(begin)

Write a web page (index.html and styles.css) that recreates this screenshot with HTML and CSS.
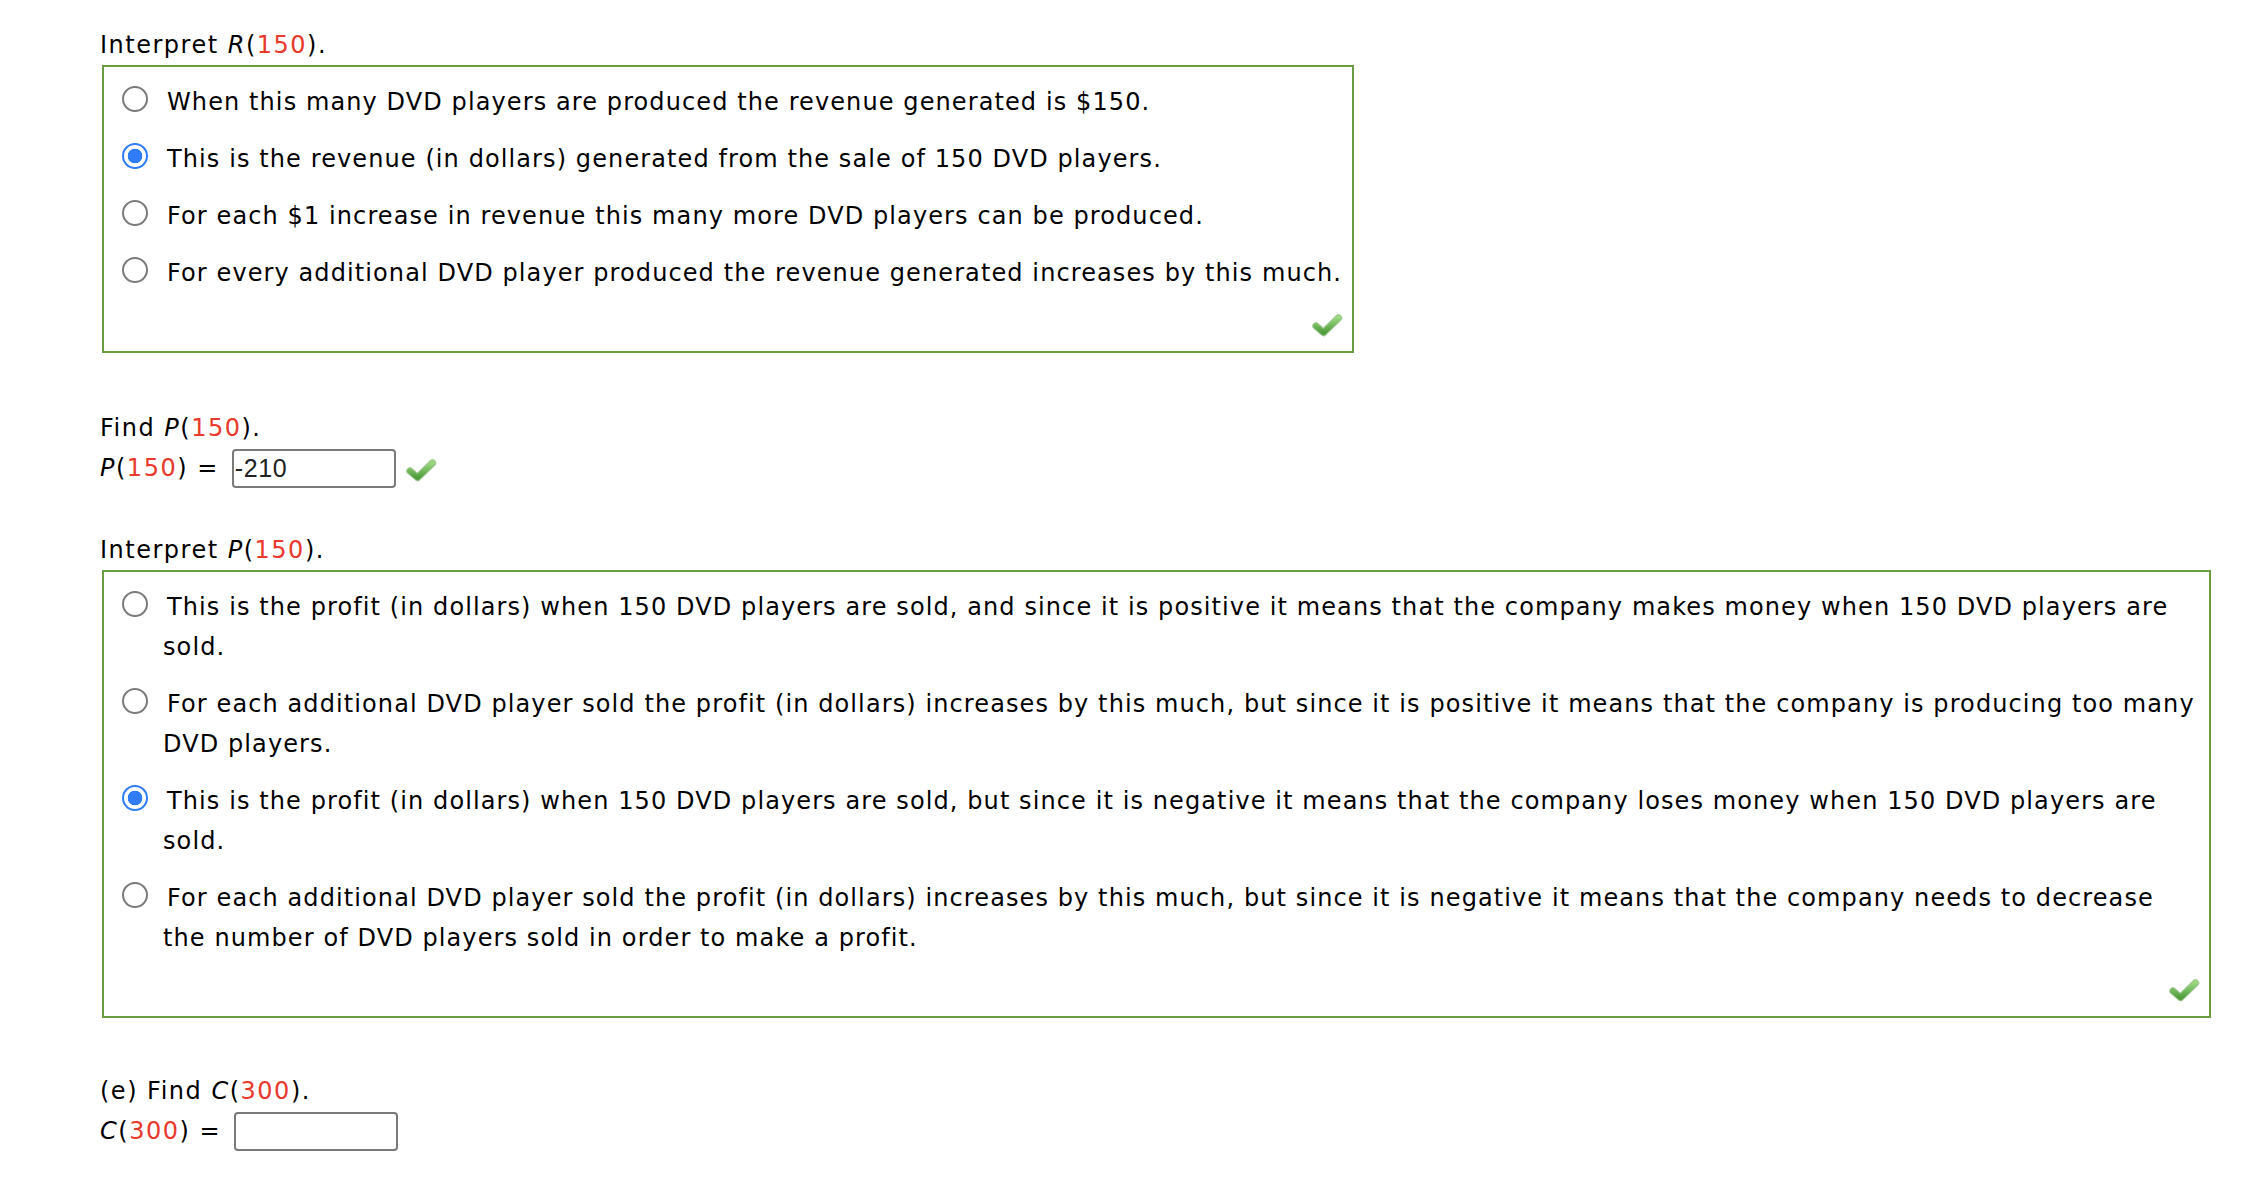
FILE: index.html
```html
<!DOCTYPE html>
<html lang="en">
<head>
<meta charset="utf-8">
<title>Interpret R(150)</title>
<link rel="stylesheet" href="styles.css">
</head>
<body>
<svg width="0" height="0" class="defs" aria-hidden="true">
  <defs>
    <linearGradient id="chk" x1="0" y1="0" x2="0" y2="1">
      <stop offset="0" stop-color="#9ad67f"/>
      <stop offset="1" stop-color="#4f9d3c"/>
    </linearGradient>
  </defs>
</svg>
<div class="page">
  <p class="prompt">Interpret <i>R</i>(<span class="red">150</span>).</p>
  <div class="choices box-r">
    <div class="choice"><span class="radio"></span><span class="text">When this many DVD players are produced the revenue generated is $150.</span></div>
    <div class="choice"><span class="radio checked"></span><span class="text">This is the revenue (in dollars) generated from the sale of 150 DVD players.</span></div>
    <div class="choice"><span class="radio"></span><span class="text">For each $1 increase in revenue this many more DVD players can be produced.</span></div>
    <div class="choice"><span class="radio"></span><span class="text">For every additional DVD player produced the revenue generated increases by this much.</span></div>
    <div class="mark-row">
      <svg class="check" viewBox="0 0 32 24"><path class="check-edge" d="M5 13 L12.5 19.5 L27.5 5"/><path class="check-fill" d="M5 13 L12.5 19.5 L27.5 5"/></svg>
    </div>
  </div>

  <p class="prompt find">Find <i>P</i>(<span class="red">150</span>).</p>
  <div class="answer-row">
    <span class="label"><i>P</i>(<span class="red">150</span>) =</span>
    <span class="field">-210</span>
    <svg class="check small" viewBox="0 0 32 24"><path class="check-edge" d="M5 13 L12.5 19.5 L27.5 5"/><path class="check-fill" d="M5 13 L12.5 19.5 L27.5 5"/></svg>
  </div>

  <p class="prompt interp">Interpret <i>P</i>(<span class="red">150</span>).</p>
  <div class="choices box-p">
    <div class="choice"><span class="radio"></span><span class="text">This is the profit (in dollars) when 150 DVD players are sold, and since it is positive it means that the company makes money when 150 DVD players are sold.</span></div>
    <div class="choice"><span class="radio"></span><span class="text">For each additional DVD player sold the profit (in dollars) increases by this much, but since it is positive it means that the company is producing too many DVD players.</span></div>
    <div class="choice"><span class="radio checked"></span><span class="text">This is the profit (in dollars) when 150 DVD players are sold, but since it is negative it means that the company loses money when 150 DVD players are sold.</span></div>
    <div class="choice"><span class="radio"></span><span class="text">For each additional DVD player sold the profit (in dollars) increases by this much, but since it is negative it means that the company needs to decrease the number of DVD players sold in order to make a profit.</span></div>
    <div class="mark-row">
      <svg class="check" viewBox="0 0 32 24"><path class="check-edge" d="M5 13 L12.5 19.5 L27.5 5"/><path class="check-fill" d="M5 13 L12.5 19.5 L27.5 5"/></svg>
    </div>
  </div>

  <p class="prompt find-c">(e) Find <i>C</i>(<span class="red">300</span>).</p>
  <div class="answer-row">
    <span class="label"><i>C</i>(<span class="red">300</span>) =</span>
    <span class="field empty"></span>
  </div>
</div>
</body>
</html>
```

FILE: styles.css
```css
html, body {
  margin: 0;
  padding: 0;
  background: #ffffff;
}

.defs {
  position: absolute;
  width: 0;
  height: 0;
}

.page {
  padding: 25px 0 0 100px;
  font-family: "DejaVu Sans", Verdana, sans-serif;
  font-size: 24px;
  line-height: 40px;
  letter-spacing: 1.1px;
  color: #000000;
}

.prompt {
  margin: 0;
  letter-spacing: 1.5px;
}

.red {
  color: #e8392c;
}

i {
  font-style: italic;
}

.choices {
  box-sizing: border-box;
  margin-left: 2px;
  border: 2px solid #6b9c40;
  padding: 15px 0 6px 0;
  display: flex;
  flex-direction: column;
  gap: 17px;
}

.box-r {
  width: 1252px;
}

.box-p {
  width: 2109px;
}

.choice {
  display: flex;
  align-items: flex-start;
}

.radio {
  flex: none;
  box-sizing: border-box;
  width: 26px;
  height: 26px;
  margin: 4px 0 0 18px;
  border: 2px solid #7b7b7b;
  border-radius: 50%;
  background: #ffffff;
}

.radio.checked {
  border: 2px solid #2f7cf6;
  background: radial-gradient(circle, #2f7cf6 0 7px, #ffffff 7.6px);
}

.text {
  margin-left: 15px;
  text-indent: 4px;
  padding-right: 2px;
}

.box-p .text {
  padding-right: 12px;
}

.mark-row {
  display: flex;
  justify-content: flex-end;
  align-items: center;
  height: 40px;
  margin-top: -5px;
  padding-right: 9px;
}

.check {
  width: 32px;
  height: 24px;
  display: block;
}

.check-edge {
  fill: none;
  stroke: #5b9e48;
  stroke-width: 7.5;
  stroke-linecap: round;
  stroke-linejoin: round;
  opacity: 0.55;
}

.check-fill {
  fill: none;
  stroke: url(#chk);
  stroke-width: 5.5;
  stroke-linecap: round;
  stroke-linejoin: round;
}

.find {
  margin-top: 55px;
}

.answer-row {
  display: flex;
  align-items: center;
  height: 40px;
}

.label {
  letter-spacing: 1.5px;
}

.field {
  box-sizing: border-box;
  width: 164px;
  height: 39px;
  margin-left: 13px;
  border: 2px solid #7a7a7a;
  border-radius: 4px;
  padding: 0 0 0 1px;
  font-family: "Liberation Sans", Arial, sans-serif;
  font-size: 25px;
  letter-spacing: 0.6px;
  line-height: 35px;
  color: #222222;
}

.answer-row .check.small {
  margin: 4px 0 0 9px;
}

.interp {
  margin-top: 42px;
}

.find-c {
  margin-top: 53px;
}
```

(end)

- Your task: Omit every picture, then reproduce the rest of the listing exactly.

- Solution to the problem:
Write a web page (index.html and styles.css) that recreates this screenshot with HTML and CSS.
FILE: index.html
```html
<!DOCTYPE html>
<html lang="en">
<head>
<meta charset="utf-8">
<title>Interpret R(150)</title>
<link rel="stylesheet" href="styles.css">
</head>
<body>
<svg width="0" height="0" class="defs" aria-hidden="true">
  <defs>
    <linearGradient id="chk" x1="0" y1="0" x2="0" y2="1">
      <stop offset="0" stop-color="#9ad67f"/>
      <stop offset="1" stop-color="#4f9d3c"/>
    </linearGradient>
  </defs>
</svg>
<div class="page">
  <p class="prompt">Interpret <i>R</i>(<span class="red">150</span>).</p>
  <div class="choices box-r">
    <div class="choice"><span class="radio"></span><span class="text">When this many DVD players are produced the revenue generated is $150.</span></div>
    <div class="choice"><span class="radio checked"></span><span class="text">This is the revenue (in dollars) generated from the sale of 150 DVD players.</span></div>
    <div class="choice"><span class="radio"></span><span class="text">For each $1 increase in revenue this many more DVD players can be produced.</span></div>
    <div class="choice"><span class="radio"></span><span class="text">For every additional DVD player produced the revenue generated increases by this much.</span></div>
    <div class="mark-row">
      <svg class="check" viewBox="0 0 32 24"><path class="check-edge" d="M5 13 L12.5 19.5 L27.5 5"/><path class="check-fill" d="M5 13 L12.5 19.5 L27.5 5"/></svg>
    </div>
  </div>

  <p class="prompt find">Find <i>P</i>(<span class="red">150</span>).</p>
  <div class="answer-row">
    <span class="label"><i>P</i>(<span class="red">150</span>) =</span>
    <span class="field">-210</span>
    <svg class="check small" viewBox="0 0 32 24"><path class="check-edge" d="M5 13 L12.5 19.5 L27.5 5"/><path class="check-fill" d="M5 13 L12.5 19.5 L27.5 5"/></svg>
  </div>

  <p class="prompt interp">Interpret <i>P</i>(<span class="red">150</span>).</p>
  <div class="choices box-p">
    <div class="choice"><span class="radio"></span><span class="text">This is the profit (in dollars) when 150 DVD players are sold, and since it is positive it means that the company makes money when 150 DVD players are sold.</span></div>
    <div class="choice"><span class="radio"></span><span class="text">For each additional DVD player sold the profit (in dollars) increases by this much, but since it is positive it means that the company is producing too many DVD players.</span></div>
    <div class="choice"><span class="radio checked"></span><span class="text">This is the profit (in dollars) when 150 DVD players are sold, but since it is negative it means that the company loses money when 150 DVD players are sold.</span></div>
    <div class="choice"><span class="radio"></span><span class="text">For each additional DVD player sold the profit (in dollars) increases by this much, but since it is negative it means that the company needs to decrease the number of DVD players sold in order to make a profit.</span></div>
    <div class="mark-row">
      <svg class="check" viewBox="0 0 32 24"><path class="check-edge" d="M5 13 L12.5 19.5 L27.5 5"/><path class="check-fill" d="M5 13 L12.5 19.5 L27.5 5"/></svg>
    </div>
  </div>

  <p class="prompt find-c">(e) Find <i>C</i>(<span class="red">300</span>).</p>
  <div class="answer-row">
    <span class="label"><i>C</i>(<span class="red">300</span>) =</span>
    <span class="field empty"></span>
  </div>
</div>
</body>
</html>
```

FILE: styles.css
```css
html, body {
  margin: 0;
  padding: 0;
  background: #ffffff;
}

.defs {
  position: absolute;
  width: 0;
  height: 0;
}

.page {
  padding: 25px 0 0 100px;
  font-family: "DejaVu Sans", Verdana, sans-serif;
  font-size: 24px;
  line-height: 40px;
  letter-spacing: 1.1px;
  color: #000000;
}

.prompt {
  margin: 0;
  letter-spacing: 1.5px;
}

.red {
  color: #e8392c;
}

i {
  font-style: italic;
}

.choices {
  box-sizing: border-box;
  margin-left: 2px;
  border: 2px solid #6b9c40;
  padding: 15px 0 6px 0;
  display: flex;
  flex-direction: column;
  gap: 17px;
}

.box-r {
  width: 1252px;
}

.box-p {
  width: 2109px;
}

.choice {
  display: flex;
  align-items: flex-start;
}

.radio {
  flex: none;
  box-sizing: border-box;
  width: 26px;
  height: 26px;
  margin: 4px 0 0 18px;
  border: 2px solid #7b7b7b;
  border-radius: 50%;
  background: #ffffff;
}

.radio.checked {
  border: 2px solid #2f7cf6;
  background: radial-gradient(circle, #2f7cf6 0 7px, #ffffff 7.6px);
}

.text {
  margin-left: 15px;
  text-indent: 4px;
  padding-right: 2px;
}

.box-p .text {
  padding-right: 12px;
}

.mark-row {
  display: flex;
  justify-content: flex-end;
  align-items: center;
  height: 40px;
  margin-top: -5px;
  padding-right: 9px;
}

.check {
  width: 32px;
  height: 24px;
  display: block;
}

.check-edge {
  fill: none;
  stroke: #5b9e48;
  stroke-width: 7.5;
  stroke-linecap: round;
  stroke-linejoin: round;
  opacity: 0.55;
}

.check-fill {
  fill: none;
  stroke: url(#chk);
  stroke-width: 5.5;
  stroke-linecap: round;
  stroke-linejoin: round;
}

.find {
  margin-top: 55px;
}

.answer-row {
  display: flex;
  align-items: center;
  height: 40px;
}

.label {
  letter-spacing: 1.5px;
}

.field {
  box-sizing: border-box;
  width: 164px;
  height: 39px;
  margin-left: 13px;
  border: 2px solid #7a7a7a;
  border-radius: 4px;
  padding: 0 0 0 1px;
  font-family: "Liberation Sans", Arial, sans-serif;
  font-size: 25px;
  letter-spacing: 0.6px;
  line-height: 35px;
  color: #222222;
}

.answer-row .check.small {
  margin: 4px 0 0 9px;
}

.interp {
  margin-top: 42px;
}

.find-c {
  margin-top: 53px;
}
```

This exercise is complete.